Danbury Hospital can move its methadone maintenance program to any
city neighborhood where zoning allows medical offices, said Assistant
Corporation Counsel Dan Casagrande.

The attorney gave this opinion earlier this month in a letter to
Zoning Enforcement Officer Wayne Skelly.

Skelly asked for the opinion after a hospital official called him,
saying the hospital was considering moving its Outpatient Chemical
Dependency Center, which includes methadone maintenance, outpatient
detoxification and other outpatient services, to an "unspecified
location in Danbury."

Pointing out the center has a staff of doctors, nurses, counselors and
social workers to treat a disease--chemical addiction to alcohol and
other drugs--Casagrande said the hospital's chemical dependency
program is a medical facility.
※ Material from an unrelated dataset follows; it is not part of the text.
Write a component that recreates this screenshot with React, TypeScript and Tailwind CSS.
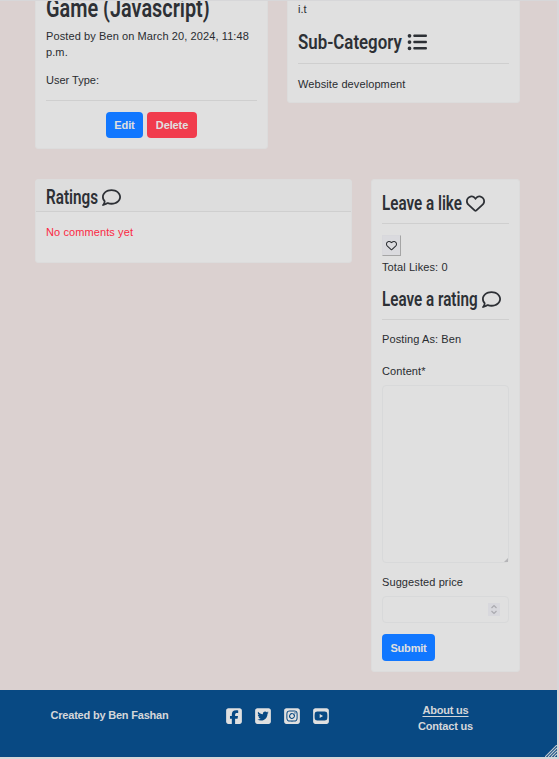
import type { ReactNode } from "react";
import {
  FaListUl,
  FaRegComment,
  FaRegHeart,
  FaSquareFacebook,
  FaSquareInstagram,
  FaSquareTwitter,
  FaSquareYoutube,
} from "react-icons/fa6";

const cardClass = "rounded-[3px] border border-[#dcdcdc] bg-[#e0e0e0]";

function Title({ text, width, scale, children }: { text: string; width: string; scale: string; children?: ReactNode }) {
  return (
    <h2 className="flex h-[26px] items-center font-['Roboto','Liberation_Sans',sans-serif] text-[21px] leading-[26px] font-semibold whitespace-nowrap text-[#2d3035]">
      <span className={`block shrink-0 ${width}`}>
        <span className={`block w-max origin-left ${scale}`}>{text}</span>
      </span>
      {children}
    </h2>
  );
}

function Rule() {
  return <div className="h-px bg-[#cfcfcf]" />;
}

export default function App() {
  return (
    <div className="h-[759px] w-[559px] overflow-hidden bg-[#d7d7d9] pt-px font-['Liberation_Sans',Arial,sans-serif] text-[11px] leading-4 text-[#292c30]">
      <div className="mr-0.5 h-[689px] overflow-hidden bg-[#dbd1d0]">
        <main className="flex flex-col gap-[30px] pr-[37px] pl-[35px]">
          <div className="flex items-start gap-[19px]">
            <section className={`${cardClass} -mt-1 h-[152px] w-[233px] px-2.5`}>
              <h1 className="-mt-[6px] h-[33px] font-['Roboto','Liberation_Sans',sans-serif] text-[26px] leading-[33px] font-semibold whitespace-nowrap text-[#2d3035]">
                <span className="block w-max origin-left scale-x-[0.764]">Game (Javascript)</span>
              </h1>
              <p className="mt-[3px] w-[211px] tracking-[0.1px]">Posted by Ben on March 20, 2024, 11:48 p.m.</p>
              <p className="mt-3 mb-3">User Type:</p>
              <Rule />
              <div className="mt-[11px] flex justify-center gap-1 font-bold tracking-[-0.1px] text-[#e0e0e0]">
                <button className="h-[26px] w-[37px] rounded bg-[#1177ff]">Edit</button>
                <button className="h-[26px] w-[50px] rounded bg-[#f13c4d]">Delete</button>
              </div>
            </section>

            <section className={`${cardClass} -mt-1 h-[106px] w-[233px] px-2.5`}>
              <p className="mt-[3px] mb-3">i.t</p>
              <Title text="Sub-Category" width="w-[109px]" scale="scale-x-[0.802]">
                <FaListUl className="size-5" />
              </Title>
              <div className="mt-2 mb-3"><Rule /></div>
              <p className="tracking-[0.1px]">Website development</p>
            </section>
          </div>

          <div className="flex items-start gap-[19px]">
            <section className={`${cardClass} h-[84px] w-[317px]`}>
              <div className="h-8 border-b border-[#cfcfcf] bg-[#dddddd] px-2.5 pt-1">
                <Title text="Ratings" width="w-[56px]" scale="scale-x-[0.727]">
                  <FaRegComment className="size-[19px]" />
                </Title>
              </div>
              <p className="px-2.5 pt-3 tracking-[0.1px] text-[#fb2843]">No comments yet</p>
            </section>

            <section className={`${cardClass} h-[493px] w-[149px] px-2.5 pt-2.5`}>
              <Title text="Leave a like" width="w-[84px]" scale="scale-x-[0.725]">
                <FaRegHeart className="size-[19px]" />
              </Title>
              <div className="mt-[7px] mb-[11px]"><Rule /></div>
              <button className="flex h-[21px] w-[19px] items-center justify-center border border-t-[#d8d8dc] border-r-[#a5a5a5] border-b-[#a5a5a5] border-l-[#d8d8dc] bg-[#dadade]">
                <FaRegHeart className="size-[11px]" />
              </button>
              <p className="mt-[3px] tracking-[0.1px]">Total Likes: 0</p>
              <div className="mt-[11px]">
                <Title text="Leave a rating" width="w-[100px]" scale="scale-x-[0.725]">
                  <FaRegComment className="size-[19px]" />
                </Title>
              </div>
              <div className="mt-[7px] mb-[11px]"><Rule /></div>
              <p className="tracking-[0.1px]">Posting As: Ben</p>
              <form>
                <label className="mt-4 block tracking-[0.1px]">Content*</label>
                <div className="relative mt-1.5">
                  <textarea className="block h-[178px] w-full resize-none rounded border border-[#d8d9da] bg-[#e0e0e0]" />
                  <svg className="absolute right-px bottom-px size-1" viewBox="0 0 4 4" fill="#b5b5b8">
                    <path d="M4 0V4H0Z" />
                  </svg>
                </div>
                <label className="mt-[11px] block tracking-[0.1px]">Suggested price</label>
                <div className="mt-1.5 flex h-[27px] items-center justify-end rounded border border-[#d8d9da] pr-2">
                  <span className="flex h-[13px] w-3 items-center justify-center bg-[#d8d8dd]">
                    <svg viewBox="0 0 8 11" className="h-[11px] w-2" fill="none" stroke="#aaaaaf" strokeWidth="1.2">
                      <path d="M1.5 4 4 1.5 6.5 4M1.5 7 4 9.5 6.5 7" />
                    </svg>
                  </span>
                </div>
                <button type="button" className="mt-[11px] h-[27px] w-[53px] rounded bg-[#1177ff] font-bold tracking-[-0.2px] text-[#e0e0e0]">Submit</button>
              </form>
            </section>
          </div>
        </main>
      </div>

      <footer className="relative mr-0.5 flex h-[67px] bg-[#084983] font-bold tracking-[-0.2px] text-[#d5d7da]">
        <p className="w-[219px] pt-[17px] text-center">Created by Ben Fashan</p>
        <div className="flex w-[117px] items-start justify-center gap-[11px] pt-[17px] text-[#e0e0e0]">
          <FaSquareFacebook className="size-[18px]" />
          <FaSquareTwitter className="size-[18px]" />
          <FaSquareInstagram className="size-[18px]" />
          <FaSquareYoutube className="size-[18px]" />
        </div>
        <div className="flex w-[219px] flex-col items-center pt-3">
          <a className="underline underline-offset-2">About us</a>
          <a>Contact us</a>
        </div>
        <svg className="absolute right-0 bottom-0 size-3" viewBox="0 0 12 12" stroke="#c3c8cd" strokeWidth="1.2">
          <path d="M0 12 12 0M3 12 12 3M6 12 12 6M9 12 12 9" />
        </svg>
      </footer>
    </div>
  );
}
Therefore, he said, it could could move
to any city neighborhood where zoning allows medical offices.

Speculation about the hospital's plans has centered on the Community
Center for Behavioral Health on West Street. Yesterday, Mayor Gene
Eriquez spoke to hospital president and CEO Frank Kelly to express his
concern about such a move.

Eriquez said yesterday that concern is not based on any ill will
toward methadone maintenance, considered one of the most effective
ways to combat heroin addiction, or the 125 recovering addicts in the
program.

Eriquez said that Danbury's position as the urban hub of western
Connecticut means that it must also support the biggest share of
social service and medical programs for the region.

"We know that and we're proud of it," he said.
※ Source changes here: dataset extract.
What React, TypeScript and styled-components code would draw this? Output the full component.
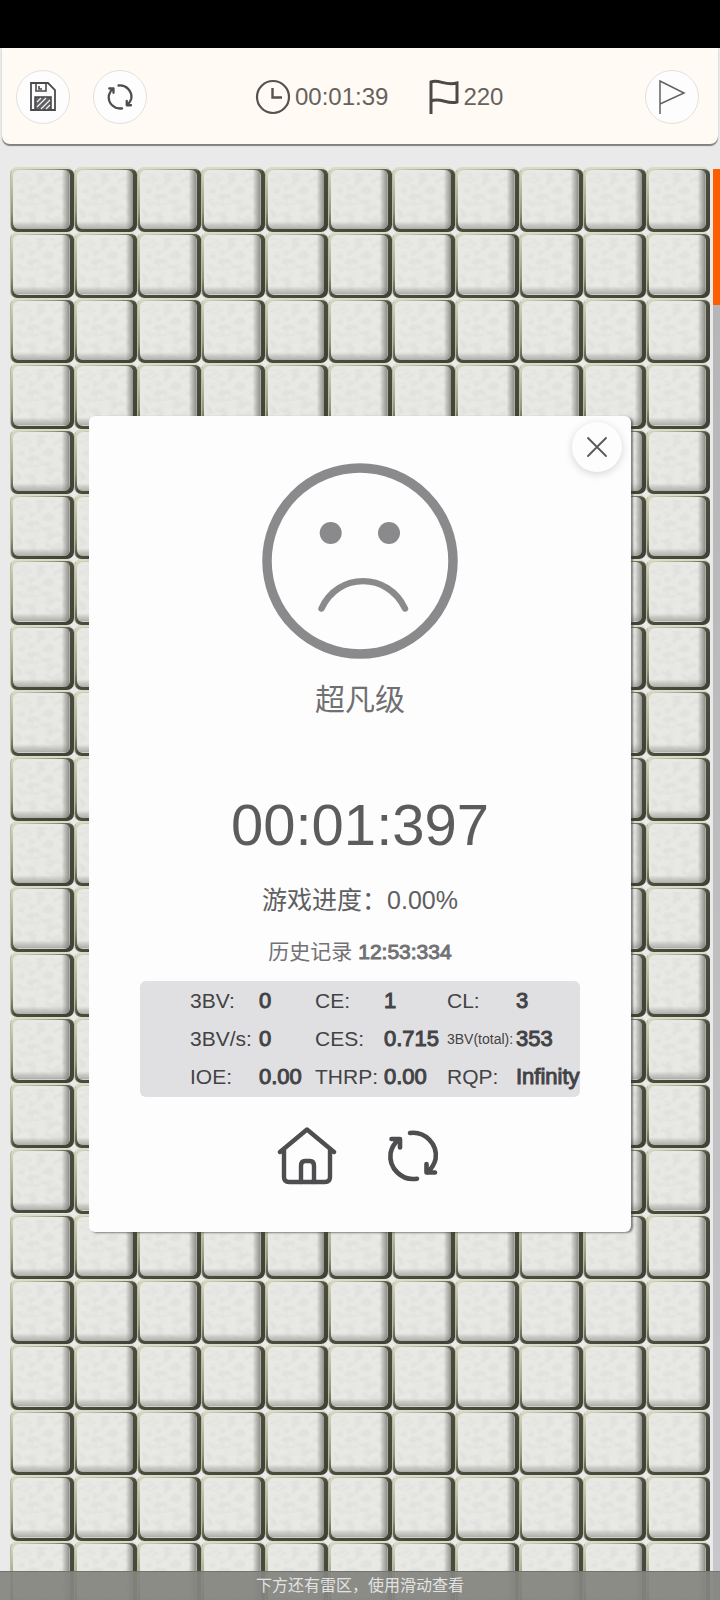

At the same time, Eriquez said it's unfair for Danbury neighborhoods
to absorb any and all the programs on the books. The methadone program
has succeeded at the hospital, he said, and a medical setting, which
guarantees anonymity for the recovering addicts, is the best place for
it.

The hospital has to move its chemical dependency from the Stroock
Building because it is renovating the building as a cancer center.

Hospital spokesman Linda Wiseman has said repeatedly that, while the
hospital knows it must move these programs, it has made no decision
about their destinations. She reiterated that stance yesterday.

Methadone is a synthetic narcotic orally administered to recovering
heroin addicts. While it is addictive, it does not make people high.
It instead provides a chemical substitute for heroin that allows
ex-addicts to lead stable, productive lives.

The hospital had proposed opening the methadone center on North Street
or West Street when it opened in the early 1990s. When neighbors
objected, the hospital found space in its own corridors for the program.